The ChatGPT sidebar, meanwhile, is also being reworked for better usability. According to Fry, it will soon allow users to switch between projects or AI models directly within the same tab — without having to reload or navigate away. The goal, he said, is to make Atlas not just a browser, but a personalised workspace driven by AI assistance at every level.

OpenAI’s approach appears aimed squarely at turning ChatGPT Atlas into a central hub for digital productivity — one that blurs the lines between a web browser, a search engine, and an intelligent assistant. While browsers like Chrome, Firefox, and Edge have experimented with AI integration, none have been built entirely around it from the ground up.

The addition of an ad blocker, though optional, could also prove controversial.
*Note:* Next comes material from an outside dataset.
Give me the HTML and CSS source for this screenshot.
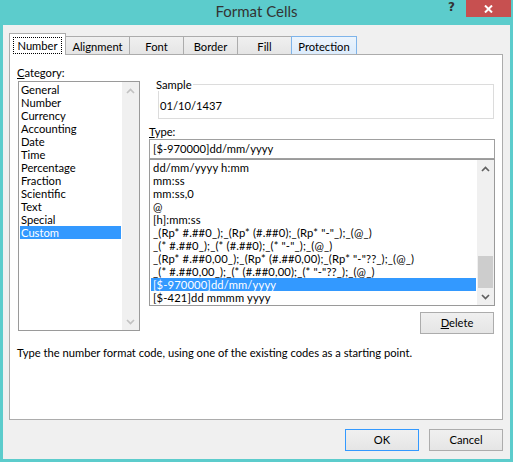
FILE: index.html
```html
<!DOCTYPE html>
<html>
<head>
<meta charset="utf-8">
<title>Format Cells</title>
<link rel="stylesheet" href="styles.css">
</head>
<body>
<div class="window">
  <div class="titlebar">
    <div></div>
    <div class="title">Format Cells</div>
    <div class="caption">
      <span class="help">?</span>
      <span class="close"><svg width="9" height="8" viewBox="0 0 9 8"><path d="M1 0.5 L8 7.5 M8 0.5 L1 7.5" stroke="#fff" stroke-width="2" fill="none"/></svg></span>
    </div>
  </div>
  <div class="client">
    <div class="tabs">
      <div class="tab active t-number"><span class="focus">Number</span></div>
      <div class="tab t-align">Alignment</div>
      <div class="tab t-font">Font</div>
      <div class="tab t-border">Border</div>
      <div class="tab t-fill">Fill</div>
      <div class="tab hover t-prot">Protection</div>
    </div>
    <div class="panel">
      <div class="columns">
        <div class="left">
          <div class="label cat-label"><u>C</u>ategory:</div>
          <div class="listbox cat">
            <div class="items">
              <div class="row">General</div>
              <div class="row">Number</div>
              <div class="row">Currency</div>
              <div class="row">Accounting</div>
              <div class="row">Date</div>
              <div class="row">Time</div>
              <div class="row">Percentage</div>
              <div class="row">Fraction</div>
              <div class="row">Scientific</div>
              <div class="row">Text</div>
              <div class="row">Special</div>
              <div class="row sel">Custom</div>
            </div>
            <div class="scrollbar disabled">
              <div class="sb-btn"><svg width="9" height="6" viewBox="0 0 9 6"><path d="M1 5 L4.5 1.5 L8 5" fill="none" stroke="currentColor" stroke-width="1.7"/></svg></div>
              <div class="sb-track"></div>
              <div class="sb-btn"><svg width="9" height="6" viewBox="0 0 9 6"><path d="M1 1 L4.5 4.5 L8 1" fill="none" stroke="currentColor" stroke-width="1.7"/></svg></div>
            </div>
          </div>
        </div>
        <div class="right">
          <div class="group">
            <span class="legend">Sample</span>
            <div class="sample">01/10/1437</div>
          </div>
          <div class="label type-label"><u>T</u>ype:</div>
          <div class="input">[$-970000]dd/mm/yyyy</div>
          <div class="listbox types">
            <div class="items">
              <div class="row">dd/mm/yyyy h:mm</div>
              <div class="row">mm:ss</div>
              <div class="row">mm:ss,0</div>
              <div class="row">@</div>
              <div class="row">[h]:mm:ss</div>
              <div class="row">_(Rp* #.##0_);_(Rp* (#.##0);_(Rp* "-"_);_(@_)</div>
              <div class="row">_(* #.##0_);_(* (#.##0);_(* "-"_);_(@_)</div>
              <div class="row">_(Rp* #.##0,00_);_(Rp* (#.##0,00);_(Rp* "-"??_);_(@_)</div>
              <div class="row">_(* #.##0,00_);_(* (#.##0,00);_(* "-"??_);_(@_)</div>
              <div class="row sel">[$-970000]dd/mm/yyyy</div>
              <div class="row">[$-421]dd mmmm yyyy</div>
            </div>
            <div class="scrollbar">
              <div class="sb-btn"><svg width="9" height="6" viewBox="0 0 9 6"><path d="M1 5 L4.5 1.5 L8 5" fill="none" stroke="currentColor" stroke-width="1.7"/></svg></div>
              <div class="sb-track"><div class="sb-thumb"></div></div>
              <div class="sb-btn"><svg width="9" height="6" viewBox="0 0 9 6"><path d="M1 1 L4.5 4.5 L8 1" fill="none" stroke="currentColor" stroke-width="1.7"/></svg></div>
            </div>
          </div>
          <div class="btn-row"><button class="btn"><u>D</u>elete</button></div>
        </div>
      </div>
      <p class="desc">Type the number format code, using one of the existing codes as a starting point.</p>
    </div>
    <div class="footer">
      <button class="btn default">OK</button>
      <button class="btn">Cancel</button>
    </div>
  </div>
</div>
</body>
</html>
```

FILE: styles.css
```css
* { box-sizing: border-box; }
html, body { margin: 0; padding: 0; }
body {
  width: 513px;
  height: 462px;
  overflow: hidden;
  background: #5ccccc;
  font-family: Lato, "Noto Sans", sans-serif;
  font-size: 11.2px;
  color: #000;
}
u { text-decoration: underline; text-underline-offset: 1px; }

.window { display: flex; flex-direction: column; height: 462px; }

.titlebar {
  height: 25px;
  display: grid;
  grid-template-columns: 1fr auto 1fr;
}
.title {
  font-size: 15px;
  line-height: 22px;
  color: #333;
}
.caption {
  display: flex;
  justify-content: flex-end;
  align-items: flex-start;
}
.help {
  font-family: "DejaVu Sans", sans-serif;
  font-weight: bold;
  font-size: 12px;
  line-height: 12px;
  color: #333;
  margin-right: 11px;
  margin-top: 1px;
}
.close {
  width: 45px;
  height: 17px;
  background: #c75050;
  margin-right: 2px;
  display: flex;
  align-items: center;
  justify-content: center;
}

.client {
  flex: 1;
  margin: 0 3px 3px;
  background: #f0f0f0;
  padding: 8px 7px 0 6px;
}

.tabs {
  height: 21px;
  display: flex;
  align-items: flex-end;
  position: relative;
  z-index: 2;
}
.tab {
  height: 18px;
  margin-left: -1px;
  border: 1px solid #acacac;
  border-bottom: none;
  background: linear-gradient(#f0f0f0, #e5e5e5);
  display: flex;
  align-items: center;
  justify-content: center;
  line-height: 13px;
  padding-top: 1px;
}
.tab.hover {
  background: linear-gradient(#ecf4fc, #dcecfc);
  border-color: #7eb4ea;
  position: relative;
  z-index: 1;
}
.tab.active {
  height: 22px;
  margin-left: 0;
  margin-bottom: -1px;
  background: #fff;
  align-items: flex-start;
  justify-content: flex-start;
  padding: 3px 0 0 3px;
  position: relative;
  z-index: 2;
}
.focus {
  width: 49px;
  height: 17px;
  border: 1px dotted #000;
  display: flex;
  align-items: center;
  justify-content: center;
}
.t-number { width: 57px; }
.t-align { width: 65px; }
.t-font, .t-border, .t-fill { width: 55px; }
.t-prot { width: 66px; }

.panel {
  height: 366px;
  border: 1px solid #acacac;
  background: #fff;
  padding: 11px 0 0 8px;
  position: relative;
  z-index: 1;
}

.columns { display: flex; align-items: flex-start; }
.left { width: 122px; }
.right { width: 346px; margin-left: 9px; }

.label { line-height: 13px; height: 13px; }
.cat-label { margin-left: -1px; margin-bottom: 2px; }

.listbox {
  border: 1px solid #9a9a9a;
  display: flex;
  background: #fff;
}
.listbox.cat { height: 250px; }
.listbox.types { height: 147px; }
.items {
  flex: 1;
  padding: 1px;
  overflow: hidden;
}
.row {
  height: 13px;
  line-height: 13px;
  padding-left: 1px;
  white-space: pre;
  overflow: hidden;
}
.types .row { padding-left: 2px; letter-spacing: 0.15px; }
.row.sel { background: #3399ff; color: #fff; }

.scrollbar {
  width: 17px;
  background: #f0f0f0;
  display: flex;
  flex-direction: column;
  color: #606060;
}
.scrollbar.disabled { color: #c2c2c2; }
.sb-btn {
  height: 17px;
  display: flex;
  align-items: center;
  justify-content: center;
}
.sb-track {
  flex: 1;
  display: flex;
  flex-direction: column;
  justify-content: flex-end;
  align-items: center;
}
.sb-thumb {
  width: 15px;
  height: 32px;
  background: #cdcdcd;
}

.group {
  position: relative;
  margin: 18px 1px 0 9px;
  height: 35px;
  border: 1px solid #dcdcdc;
  padding: 14px 0 0 1px;
}
.legend {
  position: absolute;
  top: -7px;
  left: -4px;
  line-height: 13px;
  padding: 0 1px;
  background: #fff;
}
.sample { line-height: 13px; }

.type-label { margin-top: 6px; }
.input {
  margin-top: 1px;
  height: 20px;
  border: 1px solid #a0a0a0;
  padding-left: 3px;
  line-height: 18px;
  white-space: pre;
}

.btn-row {
  display: flex;
  justify-content: flex-end;
  margin-top: 6px;
  padding-right: 1px;
}
.btn {
  width: 74px;
  height: 22px;
  border: 1px solid #acacac;
  background: linear-gradient(#f0f0f0, #e5e5e5);
  font-family: inherit;
  font-size: 11.2px;
  color: #000;
  padding: 0;
  margin: 0;
  line-height: 18px;
}
.btn.default { border-color: #3399ff; }

.desc {
  margin: 12px 0 0 -1px;
  line-height: 14px;
}

.footer {
  display: flex;
  justify-content: flex-end;
  gap: 10px;
  margin-top: 9px;
}
```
Advertising remains a core revenue stream for many platforms, including Google, and OpenAI’s choice to include it signals a willingness to challenge the ad-driven ecosystem that underpins much of the modern web.

Atlas’s launch this week was widely seen as the latest shot in the escalating battle between OpenAI and Google. The company’s ambitions go well beyond chatbots — positioning its AI not just as a conversational tool but as an interface for the entire internet.

“Atlas represents the next frontier,” said one OpenAI insider familiar with the product’s development. “It’s not just about browsing anymore — it’s about using AI to navigate and act within the web itself.”

For now, users are still getting to grips with Atlas’s early release, which combines OpenAI’s flagship chatbot technology with a clean, AI-assisted browsing interface. But if the promised updates arrive as quickly as Fry suggests, the new entrant could become the biggest challenge yet to Chrome’s global dominance.

As Fry put it bluntly: “We’re just getting started.”